CJ issue among reasons govt ‘bleeding support’, Parker says

Khalil Parker.

The failure of the prime minister to choose a substantive chief justice is among those issues causing the Minnis administration to lose support, Bar Association President Khalil Parker declared yesterday.

Senior Justice Stephen Isaacs has been serving as acting chief justice for four months now, and despite numerous calls from Parker, and other prominent players for a substantive appointment to be made, there is no indication that Prime Minister Dr. Hubert Minnis has yet moved on the matter.

“The outstanding appointment of our substantive chief justice is a live issue, and we will continue to press it,” said Parker, while a guest on the Guardian Radio Sunday afternoon show “The Political Review” with Quincy Parker, his brother.

“You ask me what next? More of the same. More pressure. At the end of the day, this feeds into that narrative that Public Domain spoke to, in terms of the gradual bleeding of support.

“… If people see you not engaging on the real issues, then you can’t expect a better result than that. And so, at the end of the day, it is open to the government to solve this particular issue at any time. They can do it tomorrow.”

The governor general appoints the chief justice acting upon the advice of the prime minister in consultation with the leader of the opposition.

In other words, no such appointment is made until the prime minister selects someone for the post.

In making his statement yesterday, Parker was referring to a recent poll from the market and opinion research firm, Public Domain showing that the government has lost considerable support among the electorate.

The Nassau Guardian previously reported that Minnis reportedly asked Attorney General Carl Bethel to serve as chief justice. The Bar Association president thinks this would be a bad idea.

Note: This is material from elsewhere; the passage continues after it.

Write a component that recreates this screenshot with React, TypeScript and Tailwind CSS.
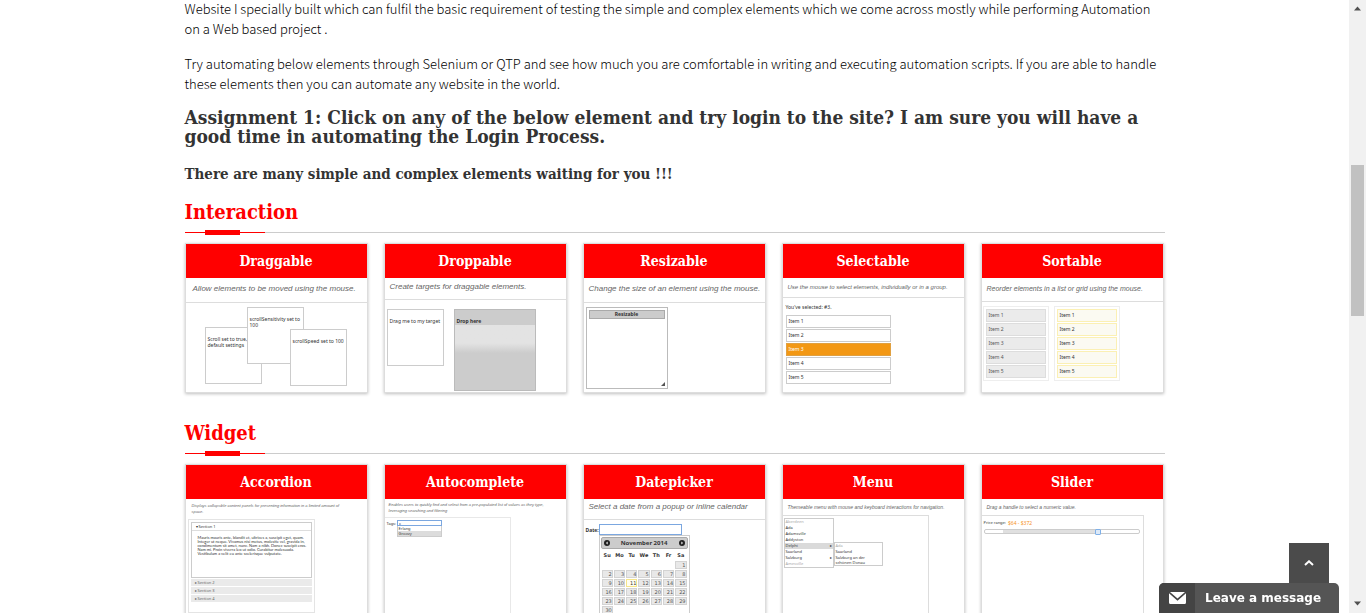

“I am viscerally opposed to such a move,” he stressed. “I have no qualms about suggesting that I have a visceral problem with an attorney general becoming a chief justice, jumping from Cabinet to the head of the judiciary. No. That’s not something that I would support.”

In 2009, Michael Barnett resigned as attorney general and minister of legal affairs and was sworn in as chief justice not long after.

Then Prime Minister Hubert Ingraham was criticized by some in and outside the legal fraternity over the decision.

Reports that the prime minister was eying Bethel for the post have already begun creating similar unease.

Parker said yesterday that Isaacs is eminently qualified to be confirmed in the position.

He said the lack of a substantive appointment is giving the impression that the bench is being trivialized.

“There is no legitimate reason for delay in the appointment of the substantive chief justice in this instance… The constitution, while it anticipates that there may be circumstances which warrant the acting appointment of a chief justice in the absence of a substantive holder, it contemplates a substantive chief justice at all material times,” said Parker, echoing concerns he raised publicly on two occasions in recent weeks.

“That is what it contemplates. What we have right now is a situation where, from my [position] as president, members of the fraternity, leader of the opposition, all have spoken out [about] this and what we have said [is]… we’ve not seen anything that would suggest why you are taking this long, and it is offensive that you do not feel the need to… explain why you are taking this long.”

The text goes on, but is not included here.